In this section, you will learn about the following components in Spatial:

  • Application skeleton (import statements, application creation, accel scope, host scope)
  • DRAM
  • SRAM
  • ArgIn
  • ArgOut
  • HostIO
  • Reg
  • Typing system
  • Data transfer between host and accel (setArg, setMem, getArg, getMem, load, store, gather, scatter)
  • Basic debugging hooks
  • Compiling an app

Application Overview

In this section, you will see how to put together the bare-minimum Spatial application. While the code does not do any “meaningful” work, it demonstrates the basic primitives that almost all applications have and is intended to be the “Hello, world!” program for hardware. You will start by generating input and output registers to get the accelerator and host to interact with each other, and then add tile transfers between the off-chip DRAM and on-chip SRAM. You will then learn what functions are provided to test functionality and utilize the host. Finally, you will learn the basic compilation flows for testing the functionality of the algorithm, cycle-accurate simulation of the generated RTL, and bitstream generation to deploy to a supported FPGA or architecture.

Below is a visualization of what we will be doing in this tutorial. We start with a host and an FPGA, both connected to DRAM. We will then instantiate all of the different ways you can get the two processors to interact with each other. We will create an RTL that will sit inside the FPGA, as well as some C++ code that will sit inside the host. Spatial automatically instantiates a box called “Fringe,” which is an FPGA-agnostic hardware design that allows the RTL to interact with peripherals, DRAM, PCIe buses, and whatever else is available on a given SoC or FPGA board.

../_images/layout.gif

Application Template

All Spatial programs have a few basic components. The following code example shows each of those components for an application that is called HelloSpatial:

import spatial.dsl._
import org.virtualized._

object HelloSpatial extends SpatialApp {

  @virtualize
  def main() {


    Accel {

    }

  }
}

Compiling

We will use the above template to learn the process for compiling, simulating, and synthesizing a design. While this template is empty, you can use this same flow freely as you build your applications in the tutorials below.

Currently, you should edit and place apps inside of your spatial-lang/apps/src/ directory. Copy-paste the above template into a new file in this directory and you are ready to compile.
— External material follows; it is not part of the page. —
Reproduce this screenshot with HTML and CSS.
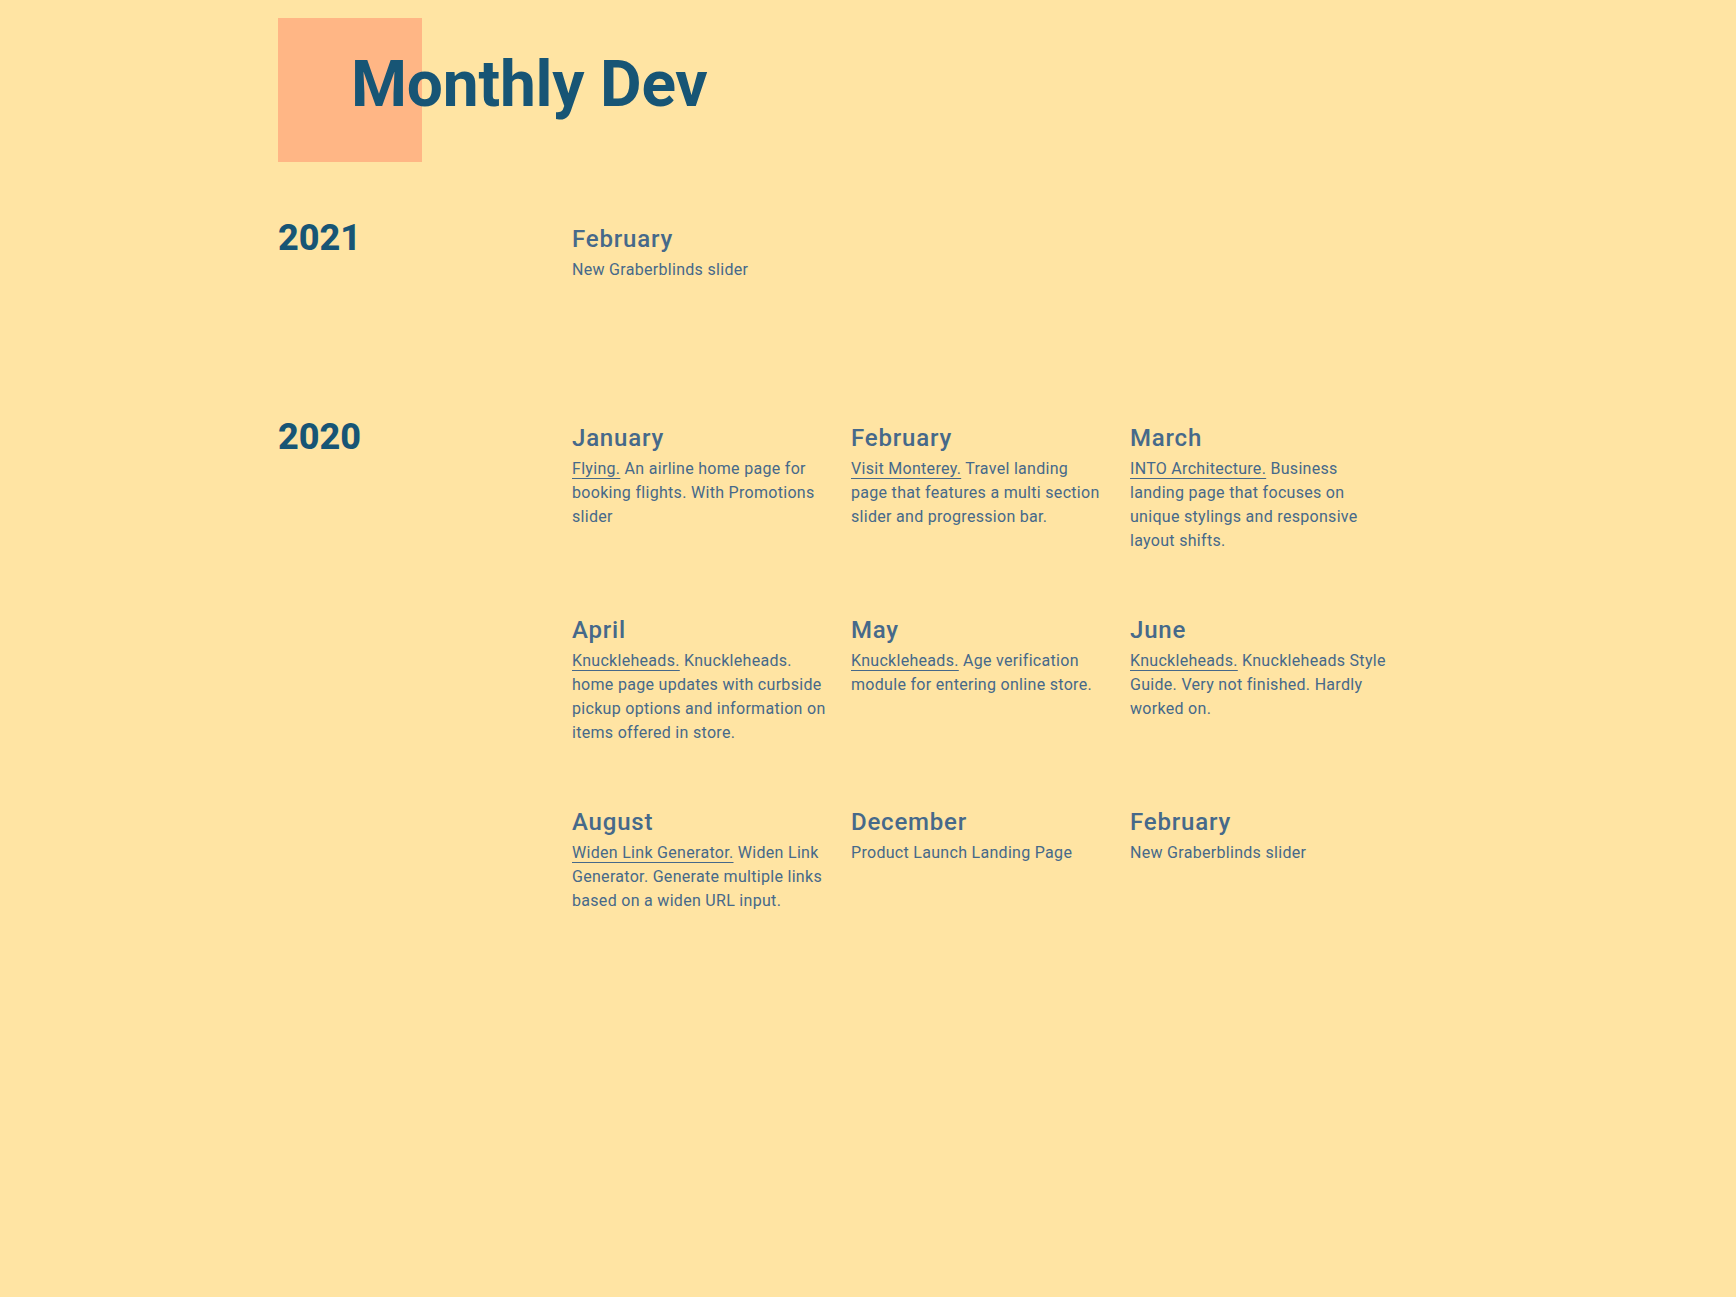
FILE: index.html
```html
<!DOCTYPE html>
<html lang="en">
<head>
<meta charset="utf-8">
<title>Monthly Dev</title>
<link rel="stylesheet" href="styles.css">
</head>
<body>
<div class="page">
  <header class="masthead">
    <h1 class="title">Monthly Dev</h1>
  </header>

  <main class="years">
    <section class="year">
      <h2 class="year-label">2021</h2>
      <div class="months">
        <article class="month">
          <h3 class="month-name">February</h3>
          <p class="month-text">New Graberblinds slider</p>
        </article>
      </div>
    </section>

    <section class="year">
      <h2 class="year-label">2020</h2>
      <div class="months">
        <article class="month">
          <h3 class="month-name">January</h3>
          <p class="month-text"><a href="#">Flying.</a> An airline home page for booking flights. With Promotions slider</p>
        </article>
        <article class="month">
          <h3 class="month-name">February</h3>
          <p class="month-text"><a href="#">Visit Monterey.</a> Travel landing page that features a multi section slider and progression bar.</p>
        </article>
        <article class="month">
          <h3 class="month-name">March</h3>
          <p class="month-text"><a href="#">INTO Architecture.</a> Business landing page that focuses on unique stylings and responsive layout shifts.</p>
        </article>
        <article class="month">
          <h3 class="month-name">April</h3>
          <p class="month-text"><a href="#">Knuckleheads.</a> Knuckleheads. home page updates with curbside pickup options and information on items offered in store.</p>
        </article>
        <article class="month">
          <h3 class="month-name">May</h3>
          <p class="month-text"><a href="#">Knuckleheads.</a> Age verification module for entering online store.</p>
        </article>
        <article class="month">
          <h3 class="month-name">June</h3>
          <p class="month-text"><a href="#">Knuckleheads.</a> Knuckleheads Style Guide. Very not finished. Hardly worked on.</p>
        </article>
        <article class="month">
          <h3 class="month-name">August</h3>
          <p class="month-text"><a href="#">Widen Link Generator.</a> Widen Link Generator. Generate multiple links based on a widen URL input.</p>
        </article>
        <article class="month">
          <h3 class="month-name">December</h3>
          <p class="month-text">Product Launch Landing Page</p>
        </article>
        <article class="month">
          <h3 class="month-name">February</h3>
          <p class="month-text">New Graberblinds slider</p>
        </article>
      </div>
    </section>
  </main>
</div>
</body>
</html>
```

FILE: styles.css
```css
html, body {
  margin: 0;
  padding: 0;
  background: #ffe4a3;
  min-height: 100%;
}

body {
  font-family: Roboto, "Liberation Sans", sans-serif;
  color: #46698a;
}

.page {
  width: 1180px;
  margin: 0 auto;
}

.masthead {
  position: relative;
  height: 144px;
  margin-top: 18px;
}

.masthead::before {
  content: "";
  position: absolute;
  left: 0;
  top: 0;
  width: 144px;
  height: 144px;
  background: #ffb685;
}

.title {
  position: relative;
  margin: 0;
  padding: 35px 0 0 73px;
  font-size: 64px;
  line-height: 64px;
  font-weight: 700;
  color: #175575;
  letter-spacing: -0.2px;
}

.years {
  display: flex;
  flex-direction: column;
  gap: 133px;
  margin-top: 54px;
}

.year {
  display: grid;
  grid-template-columns: 294px 1fr;
}

.year-label {
  margin: 0;
  font-size: 36px;
  line-height: 44px;
  font-weight: 800;
  color: #175575;
}

.months {
  display: grid;
  grid-template-columns: repeat(3, 256px);
  column-gap: 23px;
  row-gap: 62px;
  padding-top: 8px;
}

.month-name {
  margin: 0;
  font-size: 24px;
  line-height: 30px;
  font-weight: 500;
  letter-spacing: 0.8px;
  color: #46698a;
}

.month-text {
  margin: 4px 0 0;
  font-size: 16px;
  line-height: 24px;
  letter-spacing: 0.3px;
}

.month-text a {
  color: inherit;
  text-decoration: underline;
  text-underline-offset: 4px;
  text-decoration-thickness: 1px;
}
```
There are currently two backend targets that you can compile to: Scala and RTL.

The Scala backend is the fastest way to check the correctness of your application. It does not simulate parallelization and pipelining as they would execute in hardware so any race conditions or loop-carry dependency issues will not be caught in this backend, but it is a very useful tool for early and rapid development.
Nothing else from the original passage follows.